Dear Amy: I've been in an on-and-off relationship with a man whose handsy, flirtatious style of interacting with women always has bothered me. I've broken up with him over this and have explained in detail several times how humiliating it feels to me when he acts this way.

The times we've started up again, he always says he's a "new man" who understands my feelings. He even thanks me for helping him to be a more respectful person. Then, a few months later, things begin to slide.

This time, the slide was accompanied by a health scare for me when I had some symptoms that are commonly associated with an STD. I tested negative for this disease, but his behavior toward one woman in our group became so flirtatious that my mind started interpreting threats everywhere regarding our relationship.

I decided to look at his text messages with this woman, whom he once described as someone he feels "fatherly" toward. Sure enough, they had engaged in a sexual relationship during one of the periods when we were separated.

At this point I just want to make a clean break from him, but I'm struggling with how to talk to him about learning that he's lied to me for years about his relationship with this much younger woman.

He will erupt at hearing that I looked at his phone, despite anything I might say about feeling worried about the connection between my health, our sexually intimate relationship and his behavior.

Any suggestions for how I should handle this?

Amy says: Why do you owe your boyfriend a detailed and transparent account of why you are breaking up with him (yet again)? Breaking up is one time when you don't need to explain yourself fully if you don't want to.
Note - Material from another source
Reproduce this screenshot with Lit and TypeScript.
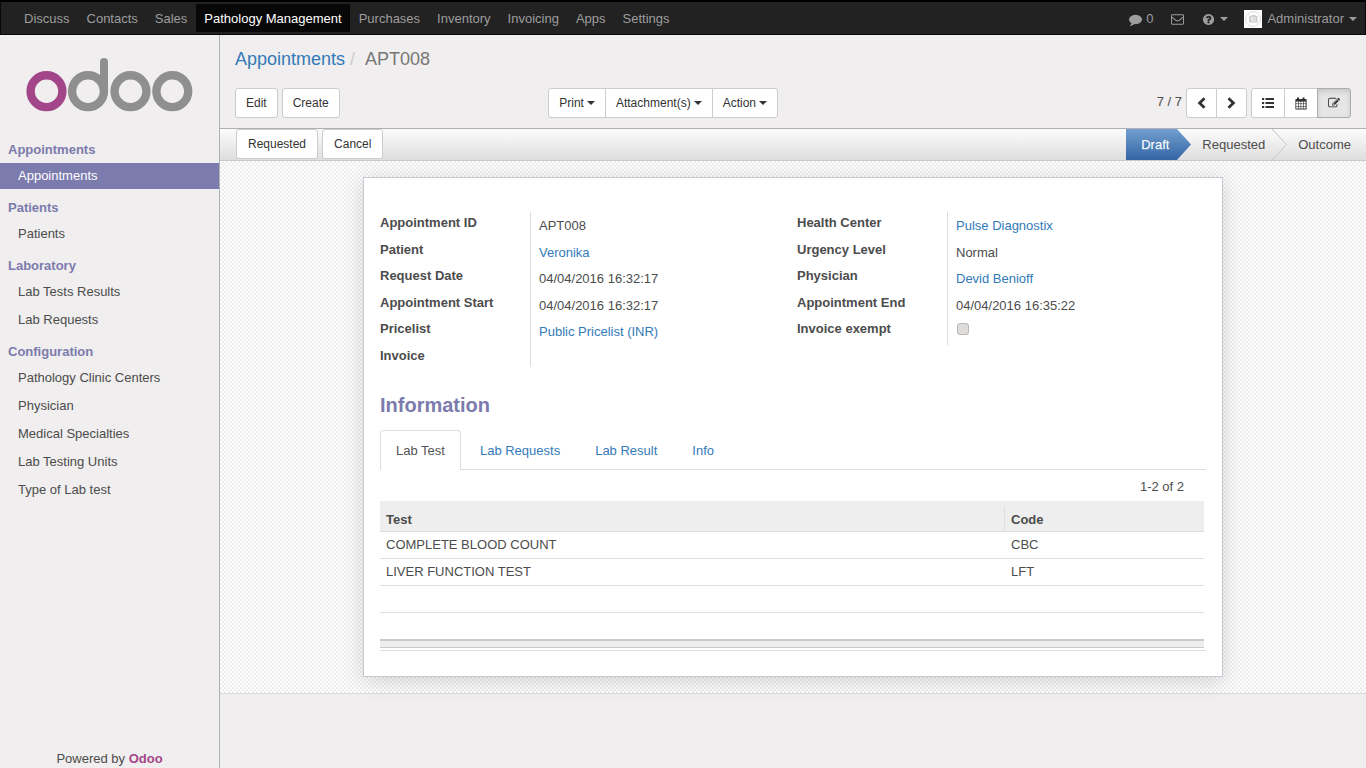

He might believe he is being blindsided, but many people do not actually want a chapter-and-verse recitation of their own faults and failings when their partner is already leaving.

I suggest you convey: "I'm tired of not trusting you. I'm tired of worrying about your health and mine. This relationship is too much work for me. This roller coaster isn't good for me. I need to make a clean break and be on my own."

Footing the bill

Dear Amy: My wife and I are seniors. We recently began a casual friendship with another couple. We've shared two restaurant meals with them over the past three months.

They are heavy drinkers and large eaters. We are neither — with the result that their share of the bill is much greater than ours. But they don't offer to cover the extra costs. Our last meal together resulted in them eating (and mostly drinking) $80 more than us, with the two couples splitting the bill evenly.

My wife indicated that she'd like to put together another dinner, and I said I would ask for separate checks. She feels that this is "cheap."

I think that we're being taken advantage of and this will continue as long as we let it continue. What are your thoughts?

Amy says: I'm with you. Getting separate checks is not "cheap."

All you have to do is to establish this deal one time, and, from then on, it will be the way things are done without you needing to raise the issue again. You can say (to these folks and then to the server), "We're going to go with separate checks."

I would consider this a good way to move forward in a relationship with people you don't know very well.